Now more than two years into the pandemic, all types of out-of-home leisure venues may expect the demand for their experiences to return to pre-pandemic levels. But that's not the case according to research for the first quarter of 2022 by Impacts Experience reported by Colleen Dilenschneider in her enewsletter. It shows that Americans have shifted the type of cultural venues they prefer to visit compared to 2019; demand has been redistributed from some type venues to others. And the research suggests that the changes may prove long-lasting. The research findings are likely just as applicable for location-based entertainment as for cultural venues.

The research asked people, "On a scale of 1 to 100, where a response of 1 means a significant decrease in my likelihood of visiting,' a response of 50 means' the same' or 'no change in my likelihood of visiting,' and a response of 100 means a 'significant increase in my likelihood of visiting: How likely are you to visit a(n) [organization type] after the current coronavirus-related restrictions are removed and you can resume your normal activities?"

The metric measures how likely people are to return to their normal, pre-coronavirus behaviors at particular types of cultural venues. In the following chart, a response of 50 indicates no change whatsoever in intended future attendance compared to pre-pandemic attendance. Any response greater than 50 indicates a proportionately higher level of intended future attendance for a type of venue, and, conversely, any response less than 50 indicates proportionately less intended demand.

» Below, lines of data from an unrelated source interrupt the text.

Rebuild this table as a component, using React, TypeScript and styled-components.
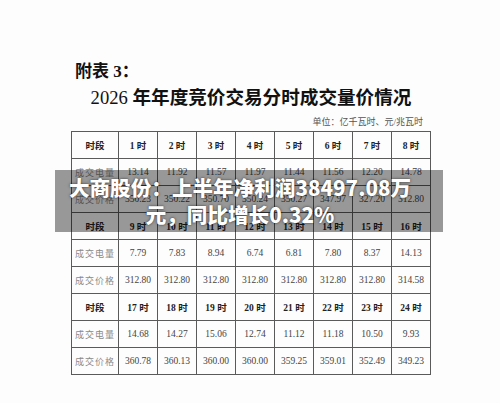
import React from 'react';
import styled, { createGlobalStyle } from 'styled-components';

const GlobalStyle = createGlobalStyle`
  html, body {
    margin: 0;
    padding: 0;
    background: #ffffff;
  }
  body {
    font-family: "Liberation Serif", "Noto Sans CJK SC", serif;
  }
`;

const Page = styled.div`
  position: relative;
  width: 500px;
  height: 403px;
  overflow: hidden;
  background: #fdfdfd;
  padding-top: 62px;
  box-sizing: border-box;
`;

const Heading = styled.div`
  margin-left: 75px;
  font-size: 17px;
  line-height: 20px;
  font-weight: 700;
  color: #111;
`;

const Title = styled.div`
  margin-top: 4px;
  padding-left: 2px;
  text-align: center;
  font-size: 18.6px;
  line-height: 24px;
  font-weight: 700;
  color: #111;
`;

const Year = styled.span`
  font-weight: 400;
`;

const Unit = styled.div`
  margin: 6px 77px 3px 0;
  text-align: right;
  font-size: 9px;
  line-height: 12px;
  color: #555;
`;

const Table = styled.table`
  margin-left: 71px;
  border-collapse: collapse;
  table-layout: fixed;
  width: 358px;
`;

const Cell = styled.td<{ $head?: boolean; $label?: boolean }>`
  height: 26px;
  padding: 0;
  border: 1.5px solid #5a5a5a;
  text-align: center;
  vertical-align: middle;
  font-size: ${(p) => (p.$label ? '9px' : '9.5px')};
  font-weight: ${(p) => (p.$head ? 700 : 400)};
  color: ${(p) => (p.$head ? '#222' : p.$label ? '#8a8a8a' : '#444')};
  letter-spacing: ${(p) => (p.$label ? '1px' : '0')};
`;

const Band = styled.div`
  position: absolute;
  left: 55px;
  top: 170px;
  width: 388px;
  height: 62px;
  box-sizing: border-box;
  padding: 4px 18px 0 0;
  background: rgba(0, 0, 0, 0.4);
  text-align: center;
  font-family: "Noto Sans CJK SC", "Noto Sans", sans-serif;
  font-size: 20.6px;
  line-height: 27px;
  font-weight: 900;
  color: #ffffff;
  text-shadow: 0 0 3px rgba(0, 0, 0, 0.55), 0 0 1px rgba(0, 0, 0, 0.4);
`;

type Block = {
  hours: number[];
  volume: string[];
  price: string[];
};

const blocks: Block[] = [
  {
    hours: [1, 2, 3, 4, 5, 6, 7, 8],
    volume: ['13.14', '11.92', '11.57', '11.97', '11.44', '11.56', '12.20', '14.78'],
    price: ['350.23', '350.22', '350.70', '350.24', '350.27', '347.97', '327.20', '312.80'],
  },
  {
    hours: [9, 10, 11, 12, 13, 14, 15, 16],
    volume: ['7.79', '7.83', '8.94', '6.74', '6.81', '7.80', '8.37', '14.13'],
    price: ['312.80', '312.80', '312.80', '312.80', '312.80', '312.80', '312.80', '314.58'],
  },
  {
    hours: [17, 18, 19, 20, 21, 22, 23, 24],
    volume: ['14.68', '14.27', '15.06', '12.74', '11.12', '11.18', '10.50', '9.93'],
    price: ['360.78', '360.13', '360.00', '360.00', '359.25', '359.01', '352.49', '349.23'],
  },
];

const App = () => {
  return (
    <>
      <GlobalStyle />
      <Page>
        <Heading>附表 3：</Heading>
        <Title>
          <Year>2026 </Year>年年度竞价交易分时成交量价情况
        </Title>
        <Unit>单位：亿千瓦时、元/兆瓦时</Unit>
        <Table>
          <colgroup>
            <col style={{ width: 47 }} />
            {blocks[0].hours.map((h) => (
              <col key={h} style={{ width: 39 }} />
            ))}
          </colgroup>
          <tbody>
            {blocks.map((b) => (
              <React.Fragment key={b.hours[0]}>
                <tr>
                  <Cell $head>时段</Cell>
                  {b.hours.map((h) => (
                    <Cell key={h} $head>
                      {h} 时
                    </Cell>
                  ))}
                </tr>
                <tr>
                  <Cell $label>成交电量</Cell>
                  {b.volume.map((v, i) => (
                    <Cell key={i}>{v}</Cell>
                  ))}
                </tr>
                <tr>
                  <Cell $label>成交价格</Cell>
                  {b.price.map((v, i) => (
                    <Cell key={i}>{v}</Cell>
                  ))}
                </tr>
              </React.Fragment>
            ))}
          </tbody>
        </Table>
        <Band>
          大商股份：上半年净利润38497.08万
          <br />
          元，同比增长0.32%
        </Band>
      </Page>
    </>
  );
};

export default App;
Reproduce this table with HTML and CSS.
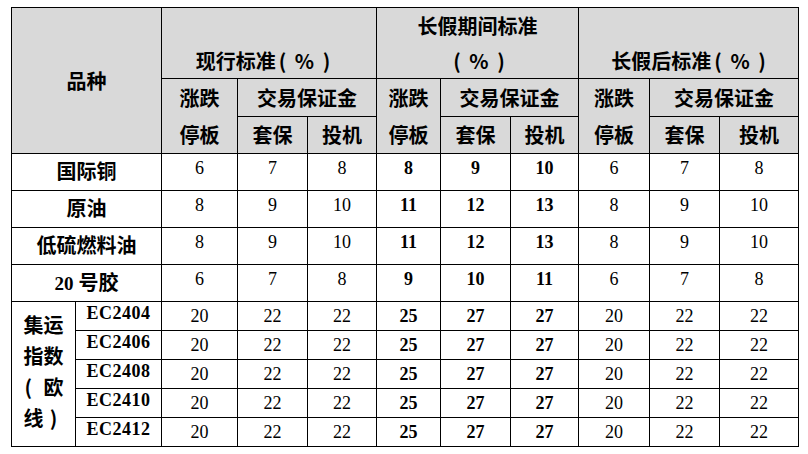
FILE: index.html
```html
<!DOCTYPE html>
<html lang="zh-CN">
<head>
<meta charset="utf-8">
<title>长假保证金标准</title>
<link rel="stylesheet" href="styles.css">
</head>
<body>
<table class="grid">
  <colgroup>
    <col class="w64"><col class="w86"><col class="w76"><col class="w70"><col class="w69">
    <col class="w64"><col class="w70"><col class="w68"><col class="w71"><col class="w70"><col class="w79">
  </colgroup>
  <thead>
    <tr class="h70">
      <th colspan="2" rowspan="3" class="mid">品种</th>
      <th colspan="3" class="bot shift">现行标准<span class="pct">( % )</span></th>
      <th colspan="3" class="bot">长假期间标准<br><span class="pct">( % )</span></th>
      <th colspan="3" class="bot">长假后标准<span class="pct">( % )</span></th>
    </tr>
    <tr class="h37">
      <th rowspan="2" class="two">涨跌<br>停板</th>
      <th colspan="2">交易保证金</th>
      <th rowspan="2" class="two">涨跌<br>停板</th>
      <th colspan="2">交易保证金</th>
      <th rowspan="2" class="two">涨跌<br>停板</th>
      <th colspan="2">交易保证金</th>
    </tr>
    <tr class="h37">
      <th>套保</th><th>投机</th>
      <th>套保</th><th>投机</th>
      <th>套保</th><th>投机</th>
    </tr>
  </thead>
  <tbody>
    <tr class="h37">
      <td colspan="2" class="name">国际铜</td>
      <td class="n">6</td><td class="n">7</td><td class="n">8</td>
      <td class="n b">8</td><td class="n b">9</td><td class="n b">10</td>
      <td class="n">6</td><td class="n">7</td><td class="n">8</td>
    </tr>
    <tr class="h37">
      <td colspan="2" class="name">原油</td>
      <td class="n">8</td><td class="n">9</td><td class="n">10</td>
      <td class="n b">11</td><td class="n b">12</td><td class="n b">13</td>
      <td class="n">8</td><td class="n">9</td><td class="n">10</td>
    </tr>
    <tr class="h37">
      <td colspan="2" class="name">低硫燃料油</td>
      <td class="n">8</td><td class="n">9</td><td class="n">10</td>
      <td class="n b">11</td><td class="n b">12</td><td class="n b">13</td>
      <td class="n">8</td><td class="n">9</td><td class="n">10</td>
    </tr>
    <tr class="h37">
      <td colspan="2" class="name"><span class="latin">20</span> 号胶</td>
      <td class="n">6</td><td class="n">7</td><td class="n">8</td>
      <td class="n b">9</td><td class="n b">10</td><td class="n b">11</td>
      <td class="n">6</td><td class="n">7</td><td class="n">8</td>
    </tr>
    <tr class="h29">
      <td rowspan="5" class="group">集运<br>指数<br><span class="pl">(</span>欧<br>线<span class="pr">)</span></td>
      <td class="code">EC2404</td>
      <td class="m">20</td><td class="m">22</td><td class="m">22</td>
      <td class="m b">25</td><td class="m b">27</td><td class="m b">27</td>
      <td class="m">20</td><td class="m">22</td><td class="m">22</td>
    </tr>
    <tr class="h29">
      <td class="code">EC2406</td>
      <td class="m">20</td><td class="m">22</td><td class="m">22</td>
      <td class="m b">25</td><td class="m b">27</td><td class="m b">27</td>
      <td class="m">20</td><td class="m">22</td><td class="m">22</td>
    </tr>
    <tr class="h29">
      <td class="code">EC2408</td>
      <td class="m">20</td><td class="m">22</td><td class="m">22</td>
      <td class="m b">25</td><td class="m b">27</td><td class="m b">27</td>
      <td class="m">20</td><td class="m">22</td><td class="m">22</td>
    </tr>
    <tr class="h29">
      <td class="code">EC2410</td>
      <td class="m">20</td><td class="m">22</td><td class="m">22</td>
      <td class="m b">25</td><td class="m b">27</td><td class="m b">27</td>
      <td class="m">20</td><td class="m">22</td><td class="m">22</td>
    </tr>
    <tr class="h29">
      <td class="code">EC2412</td>
      <td class="m">20</td><td class="m">22</td><td class="m">22</td>
      <td class="m b">25</td><td class="m b">27</td><td class="m b">27</td>
      <td class="m">20</td><td class="m">22</td><td class="m">22</td>
    </tr>
  </tbody>
</table>
</body>
</html>
```

FILE: styles.css
```css
html, body {
  margin: 0;
  padding: 0;
  background: #ffffff;
}

body {
  padding: 7px 0 0 11px;
  font-family: "Liberation Serif", "Noto Sans CJK SC", serif;
  color: #000000;
}

.grid {
  border-collapse: collapse;
  table-layout: fixed;
  width: 788px;
}

.w64 { width: 64px; }
.w68 { width: 68px; }
.w69 { width: 69px; }
.w70 { width: 70px; }
.w71 { width: 71px; }
.w76 { width: 76px; }
.w79 { width: 79px; }
.w86 { width: 86px; }

.h70 { height: 70px; }
.h37 { height: 37px; }
.h29 { height: 29px; }

.grid th,
.grid td {
  border: 1px solid #000000;
  padding: 0;
  text-align: center;
  white-space: nowrap;
  overflow: hidden;
}

.grid th {
  background: #d9d9d9;
  font-family: "Noto Sans CJK SC", "Liberation Sans", sans-serif;
  font-size: 20px;
  font-weight: 700;
  line-height: 35px;
  vertical-align: middle;
}

.grid th.bot {
  vertical-align: bottom;
}

.grid th.shift {
  padding-right: 12px;
}

.pct {
  margin-left: 3px;
  word-spacing: 4px;
}

.grid th.two {
  line-height: 37px;
}

.grid th.mid {
  line-height: 30px;
}

.name {
  font-family: "Liberation Serif", "Noto Sans CJK SC", serif;
  font-size: 20px;
  font-weight: 700;
  line-height: 28px;
  vertical-align: middle;
}

.latin {
  font-size: 19px;
}

.n {
  font-size: 18px;
  line-height: 22px;
  vertical-align: middle;
  padding-bottom: 9px !important;
}

.m {
  font-size: 18px;
  line-height: 20px;
  vertical-align: middle;
  padding-bottom: 1px !important;
}

.b {
  font-weight: 700;
}

.code {
  font-size: 18px;
  font-weight: 700;
  letter-spacing: 0.5px;
  line-height: 20px;
  vertical-align: middle;
  padding-bottom: 6px !important;
}

.group {
  font-family: "Noto Sans CJK SC", "Liberation Sans", sans-serif;
  font-size: 20px;
  font-weight: 700;
  line-height: 31px;
  vertical-align: middle;
  padding-bottom: 6px !important;
}

.pl {
  display: inline-block;
  width: 1em;
  text-align: left;
  padding-left: 1px;
  box-sizing: border-box;
}

.pr {
  display: inline-block;
  width: 1em;
  text-align: center;
}
```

This chart shows how likely people are to resume their pre-pandemic attendance behavior as of the first quarter of 2022.

The findings show a redistribution of demand away from stationary, indoor activities such as theaters and concert halls towards outdoor activities or those that allow freedom of movement, such as museums and zoos. The findings also suggest that people not only adjusted their behaviors in response to the pandemic but have settled into these preferences as a "new normal." Now, over two years, people are way beyond the amount of time it takes to form new habits. Returning to their pre-pandemic behaviors may not happen at all.

For location-based entertainment (LBE), the findings strongly suggest that outdoor venues, such as mini-golf, go-karts, venues such as TopGolf, and many forms of agritourism, may see increased demand compared to pre-pandemic. In contrast, some indoor type LBEs, including movie theaters and smaller indoor venues with less freedom of movement, such as escape rooms, karaoke, and indoor music venues, may see reduced demand.

Another factor that will probably result in a redistribution of demand from older type LBEs, regardless of whether they are indoor or outdoor or their size, is the emergence of new types of LBEs, especially the competitive socializing ones (see articles in this issue). The new-type LBEs have caused an experience gap for the older-style LBEs, especially older FECs (see the experience gap article this issue).